The latest Twitter blow-up has resulted in an influx of people to Micro.blog. That’s great but it’s also meant a great deal of discussion about Micro.blog. I worry that if the majority of discussion on a social network is about that social network, it’s a warning sign of the viability of the platform (see: Google+). As a result, I’ve tried my best to post about things completely unrelated to Micro.blog in the past couple of days.

That said, while I share the fear that others might harbour about excessive navel-gazing, I also have thoughts about the ways in which Micro.blog could be improved! What better place to put them than on my blog! So, without further ado, here’s improvements I’d like to see:1

  • Third-Party Notification Infrastructure: Micro.blog’s developer, Manton Reece, has said in the past that he’d like to implement a notification system that third party clients can use. I’d really like to see this prioritised as the next new feature. Having to have the official Micro.blog client on my phone to ensure I get notifications that I then have to manually open in Icro to read is a sub-optimal experience.

  • Reactions: Although Micro.blog is often seen as a Twitter replacement (I use it that way), Manton has been careful not to slavishly copy Twitter’s features. This has been especially the case in respect of elements of Twitter’s design that could/do have negative effects (eg. follower counts, one-click reblogging). One of the most noticeable is that there’s no way to publicly ‘like’ a post by someone on Micro.blog. Supporters of this approach, argue that it promotes more meaningful engagement. Those on the other side (like me) point out that it typically results in people not engaging at all and/or having largely contentless ‘I agree!’-style messages clogging up the timelines of their followers.2 The ability to send a range of reactions that are only visible to the person who sent the message is a compromise that preserves most of the benefits of the status quo while ameliorating its disadvantages.3

  • Link Previews: I understand why some people don’t like them but I find Twitter’s preview cards a helpful way to get a feel for a linked webpage and decide whether I want to read it or not. Neither Micro.blog itself, nor any of the third party clients of which I’m aware, offer something like this. Instead, you need to tap through to see what the actual page is like.4 That’s particularly frustrating for slow-loading sites (of which there are, at least for me, many). Although this could be implemented on the server side, it’s probably more appropriate to leave it to clients.

  • Extended Post Feeds: One of the central ideas of Micro.blog is that, at the end of the day, everyone’s account is just a blog.

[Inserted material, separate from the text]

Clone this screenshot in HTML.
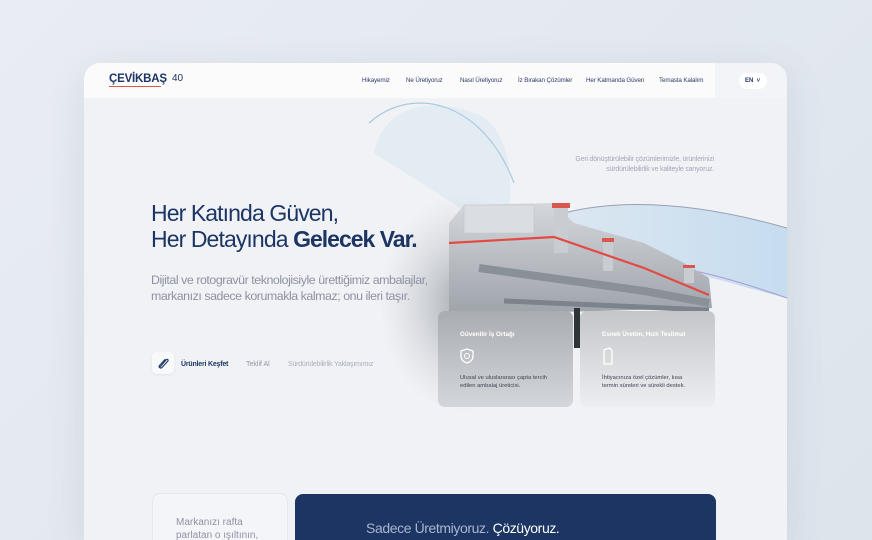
<!DOCTYPE html>
<html><head><meta charset="utf-8"><style>
*{margin:0;padding:0;box-sizing:border-box}
html,body{width:872px;height:540px;overflow:hidden}
body{background:linear-gradient(135deg,#e9edf3,#dde4ec);font-family:"Liberation Sans",sans-serif;position:relative}
.win{position:absolute;left:84px;top:63px;width:703px;height:477px;border-radius:16px 16px 0 0;background:#f1f2f6;overflow:hidden;box-shadow:0 10px 40px rgba(60,80,110,.12)}
.hdr{position:absolute;left:0;top:0;width:631px;height:35px;background:#fbfbfc}
.hdr2{position:absolute;left:631px;top:0;width:72px;height:35px;background:#f3f4f7}
.nav{position:absolute;top:14px;font-size:6.3px;color:#2c3e66;letter-spacing:-.15px;white-space:nowrap}
.abs{position:absolute}
h1{position:absolute;left:67px;top:137px;font-weight:400;font-size:23px;line-height:26px;color:#1c3563;letter-spacing:-.9px;white-space:nowrap}
h1 b{font-weight:700;letter-spacing:-1px}
.sub{position:absolute;left:67px;top:209px;font-size:12.4px;line-height:16px;color:#8d93a0;letter-spacing:-.45px;white-space:nowrap}
.card{position:absolute;top:248px;width:135px;height:96px;border-radius:7px}
.card .t{position:absolute;left:22px;top:20px;font-size:6.3px;font-weight:700;color:#fff;white-space:nowrap}
.card .d{position:absolute;left:22px;top:63px;font-size:5.8px;line-height:8px;color:#3f4450;white-space:nowrap}
</style></head><body>
<div class="win">
 <svg class="abs" style="left:0;top:0" width="703" height="477">
  <defs>
   <radialGradient id="g1" cx="0.5" cy="0.5" r="0.5"><stop offset="0" stop-color="#9aa0a6" stop-opacity=".9"/><stop offset="1" stop-color="#c8ccd2" stop-opacity="0"/></radialGradient>
   <linearGradient id="rib" x1="0" x2="1"><stop offset="0" stop-color="#dbe7f1"/><stop offset="1" stop-color="#c6dcef"/></linearGradient>
   <linearGradient id="mach" x1="0" y1="0" x2="0" y2="1"><stop offset="0" stop-color="#d4d7db"/><stop offset="1" stop-color="#9ea3aa"/></linearGradient>
  </defs>
  <path d="M290 90 C300 40 350 35 390 50 C420 60 430 100 425 150 L400 160 Z" fill="#dde9f2" opacity=".7"/>
  <path d="M285 60 C330 20 400 40 430 120" stroke="#a9c9e0" stroke-width="1.2" fill="none"/>
  <path d="M480 150 C560 130 650 150 703 165 L703 235 C640 220 560 190 480 195 Z" fill="url(#rib)"/>
  <path d="M480 150 C560 130 650 150 703 165" stroke="#9aa0b2" stroke-width="1" fill="none"/>
  <path d="M520 195 C600 200 660 220 703 235" stroke="#a99bd3" stroke-width="1" fill="none"/>
  <ellipse cx="380" cy="240" rx="85" ry="110" fill="url(#g1)"/>
  <path d="M365 160 L380 142 L470 140 L490 160 L560 180 L600 200 L625 215 L628 245 L365 252 Z" fill="url(#mach)"/>
  <rect x="380" y="142" width="70" height="28" fill="#dadde1" stroke="#c0c4c9" stroke-width=".5"/>
  <rect x="470" y="145" width="14" height="45" fill="#c9ccd0"/>
  <rect x="468" y="140" width="18" height="5" fill="#d9584e"/>
  <rect x="519" y="178" width="10" height="30" fill="#c9ccd0"/>
  <rect x="518" y="175" width="12" height="4" fill="#d9584e"/>
  <rect x="600" y="205" width="10" height="15" fill="#c9ccd0"/>
  <rect x="599" y="202" width="12" height="3" fill="#d9584e"/>
  <path d="M365 180 L470 174 L560 205 L625 232" stroke="#e24a43" stroke-width="2.2" fill="none"/>
  <path d="M395 205 L560 228 L625 240" stroke="#8a9098" stroke-width="8" fill="none"/>
  <path d="M420 238 L625 247" stroke="#7d838a" stroke-width="5" fill="none"/>
  <rect x="490" y="245" width="6" height="40" fill="#2f3438"/>
 </svg>
 <div class="hdr"></div><div class="hdr2"></div>
 <div class="abs" style="left:25px;top:10px;font-size:11.5px;font-weight:700;color:#1c3563;letter-spacing:-.2px">ÇEVİKBAŞ</div>
 <div class="abs" style="left:25px;top:23px;width:52px;height:1px;background:#d9584e"></div>
 <div class="abs" style="left:88px;top:10px;font-size:10px;color:#1c3563">40</div>
 <div class="nav" style="left:278px">Hikayemiz</div>
 <div class="nav" style="left:322px">Ne Üretiyoruz</div>
 <div class="nav" style="left:376px">Nasıl Üretiyoruz</div>
 <div class="nav" style="left:434px">İz Bırakan Çözümler</div>
 <div class="nav" style="left:502px">Her Katmanda Güven</div>
 <div class="nav" style="left:575px">Temasta Kalalım</div>
 <div class="abs" style="left:655px;top:10px;width:28px;height:16px;border-radius:8px;background:#fff;font-size:6px;font-weight:700;color:#1c3563;padding:5px 0 0 6px">EN &nbsp;˅</div>

 <h1>Her Katında Güven,<br>Her Detayında <b>Gelecek Var.</b></h1>
 <div class="sub">Dijital ve rotogravür teknolojisiyle ürettiğimiz ambalajlar,<br>markanızı sadece korumakla kalmaz; onu ileri taşır.</div>
 <div class="abs" style="left:430px;top:92px;font-size:7px;line-height:10px;color:#a3a9b8;text-align:right;width:200px;white-space:nowrap;letter-spacing:-.2px">Geri dönüştürülebilir çözümlerimizle, ürünlerinizi<br>sürdürülebilirlik ve kaliteyle sarıyoruz.</div>

 <div class="abs" style="left:68px;top:289px;width:22px;height:22px;border-radius:5px;background:#f8f9fb;box-shadow:0 1px 3px rgba(0,0,0,.06)">
  <svg width="22" height="22"><path d="M8 15 L14 8 C15.5 6.5 17 8 15.5 9.5 L10 15.5 C8.5 17 6 15 7.5 13.5 L13 7.5" fill="none" stroke="#1c3563" stroke-width="1.1" stroke-linecap="round"/></svg>
 </div>
 <div class="abs" style="left:97px;top:298px;font-size:7px;font-weight:700;color:#1c3563;letter-spacing:-.2px">Ürünleri Keşfet</div>
 <div class="abs" style="left:162px;top:298px;font-size:7px;color:#8d95a6">Teklif Al</div>
 <div class="abs" style="left:204px;top:298px;font-size:7px;color:#a8afbd;letter-spacing:-.2px">Sürdürülebilirlik Yaklaşımımız</div>

 <div class="card" style="left:354px;background:linear-gradient(180deg,#a9acb0,#d3d6db)">
  <div class="t">Güvenilir İş Ortağı</div>
  <svg class="abs" style="left:22px;top:37px" width="14" height="16"><path d="M7 1 L13 3 V8 C13 12 10 14 7 15 C4 14 1 12 1 8 V3 Z" fill="none" stroke="#fff" stroke-width="1.3"/><circle cx="7" cy="8" r="2.5" fill="none" stroke="#fff"/></svg>
  <div class="d">Ulusal ve uluslararası çapta tercih<br>edilen ambalaj üreticisi.</div>
 </div>
 <div class="card" style="left:496px;background:linear-gradient(180deg,#c4c6c9,#eceef1)">
  <div class="t">Esnek Üretim, Hızlı Teslimat</div>
  <svg class="abs" style="left:22px;top:36px" width="12" height="18"><path d="M2 3 L8 1 L10 4 V17 H2 Z" fill="none" stroke="#fff" stroke-width="1.3"/></svg>
  <div class="d">İhtiyacınıza özel çözümler, kısa<br>termin süreleri ve sürekli destek.</div>
 </div>

 <div class="abs" style="left:68px;top:430px;width:136px;height:70px;border-radius:8px;background:#f4f5f8;border:1px solid #e6e8ec"></div>
 <div class="abs" style="left:92px;top:453px;font-size:10px;line-height:13px;color:#8d93a0">Markanızı rafta<br>parlatan o ışıltının,</div>
 <div class="abs" style="left:211px;top:431px;width:421px;height:70px;border-radius:8px;background:#1c3563"></div>
 <div class="abs" style="left:282px;top:457px;font-size:14px;color:#a9b6cf;letter-spacing:-.4px">Sadece Üretmiyoruz. <span style="color:#fff">Çözüyoruz.</span></div>
</div>
</body></html>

There are some downsides to that. I used to subscribe to Manton’s blog in my RSS reader. However, once he moved to using Micro.blog to host it, that meant the blog’s RSS feed included both his microposts and his extended posts. That’s great if you want to make sure you never miss anything by the person but I’d appreciate there being a feed that only shows the extended posts.

  • Spoiler Tags: One of the major elements of the Micro.blog discussion in the past week has involved comparisons between Micro.blog and Mastodon, a decentralised Twitter-like service that’s got a lot of recent attention. Mastodon has some interesting ideas with the one that intrigues me the most being the ability to ‘hide’ messages behind a warning. People use this in all sorts of ways (for traditional media spoilers, for sensitive material, for hot-button political discussion, etc) but I personally want it for basketball. I’m an NBA fan but live in Japan. Games are typically on in the late morning here and I don’t have a chance to watch them until late at night. It’s the off-season right now but once things kick off in October, I’m not looking forward to having to either unfollow people who talk in real time about games5 or just avoid Micro.blog entirely during the day.

  • Autocompleting Usernames: It would make conversations on Micro.blog better if usernames autocompleted. This is particularly the case for replies. Another example of how Micro.blog differs from Twitter is that only the username of the writer of a post is included in a reply and not the other users that were mentioned in the reply (at least, this is the way that both the official clients and Icro work). I assume this is to reduce the prevalence of reply ‘canoes’ that you often see in Twitter threads between more than two people. That seems like a good choice but there are times when it makes sense to include another person and having your client autocomplete their name would be very helpful in such instances. Although this is something that would be implemented at the client-level, for it to work properly, my guess is there’d need to be an API that a client could query to check for potential matches.

That’s the top of my list so far. What about you? ✺

  1. You and I both knew there would be some more ado. I have two points. First, the discussion about diversity and inclusiveness on Micro.blog is important. I don’t want to belittle that. Second, some of these suggestions are really about how Micro.blog clients work. I’ve lumped them here together but have noted the distinction when it needs to be made.

  2. Supporters often counter that by saying that it’s possible to toggle the visibility of replies of people you follow to people you don’t follow. The problem is that I don’t want an all-or-nothing approach. Micro.blog’s ‘visible replies’ is the key way I find new people but it’s typically when someone I follow writes a more fulsome message to someone. I want to see those, just not short reaction messages.

  3. The first person I saw to propose this was Jason Burk. I’m not sure on the best implementation but would support something in this vein.

  4. The problem is, unfortunately, most noticeable for extended posts to Micro.blog itself. These appear in the timeline with only a title and absolutely nothing else to give you a hint what the actual post itself will be like.

  5. At the risk of looking like a Manton Reece stalker given how almost every bullet point has so far mentioned him, I hesitate to use as an example… Manton Reece.